Are there really developers that find this unreadable?

color := temperature > 80 ? “red” : “green”

I know what you are going to say. People will nest them. But even nested usage 
can be readable when formatted nicely with one condition per line. Another 
alternative is to allow only unnested ternaries. 

R. Mark Volkmann
Object Computing, Inc.

> On Apr 24, 2019, at 8:58 AM, Jan Mercl <0xj...@gmail.com> wrote:
> 
>> On Wed, Apr 24, 2019 at 3:48 PM L Godioleskky <lgod...@gmail.com> wrote:
>> 
>> The lack of a Go ternary operator is at odds with Go's major theme of clean 
>> and easy to read syntax. Those who choose not to use the ternary operator 
>> can always resort back to Go's current 'if -else' or 'case' syntax. So Go 
>> syntax suffers no negative impact by adding the ternary op to its syntax 
>> list.  Those opposed to the ternary op should not be allowed to deny it use 
>> other Go programmers, that consider it useful.
> 
> That's backwards.

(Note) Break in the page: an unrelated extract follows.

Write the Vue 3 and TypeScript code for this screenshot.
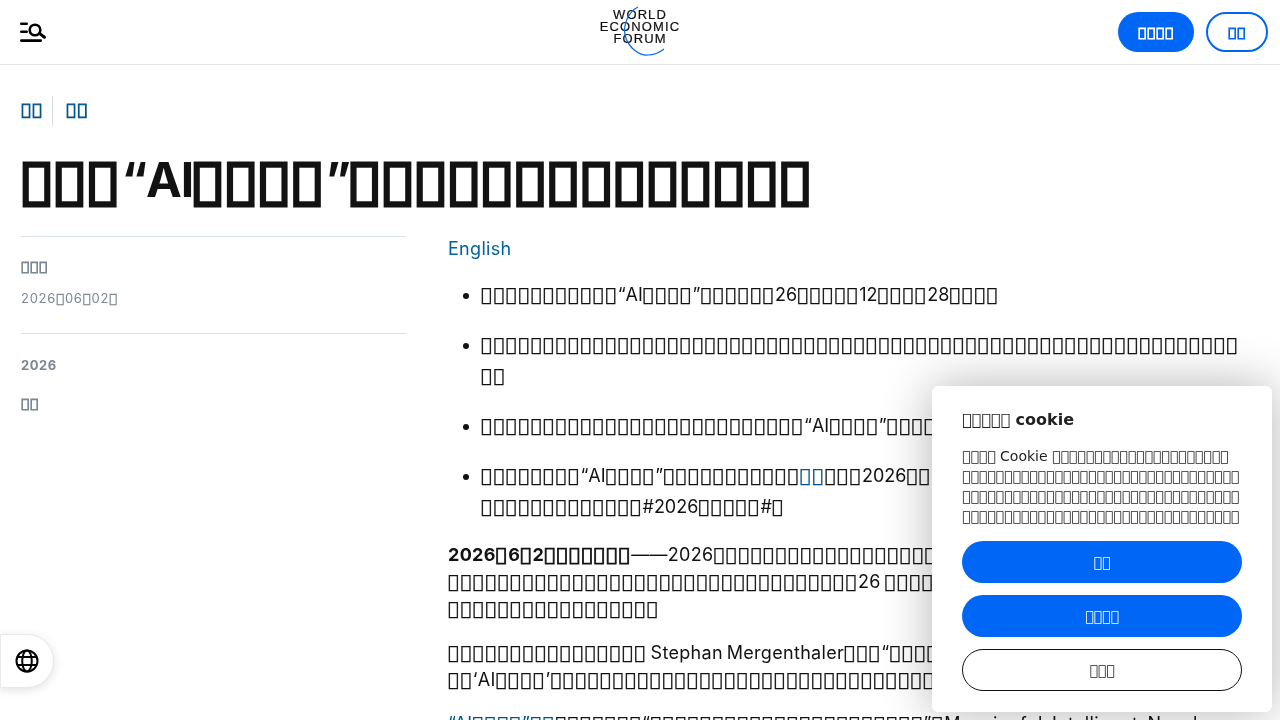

Those who has to read the code can no more chose not
> to decrypt the unreadable 4-level nested ternary operations instead of
> 5 if statements.
> 
> And to follow on your "logic". If you add to Go even just 10% of what
> people consider useful, it will become a new C++, only much worse. And
> again by your very logic. Why we, that haven't chosen to code in C++
> in the first place, would be denied by others to use Go, when those
> others have C++ already at hand?
> 
> Let everyone use the language he/she likes. Why ruin it for others
> instead of that by forcing Go to become the same as his/her other
> favorite language?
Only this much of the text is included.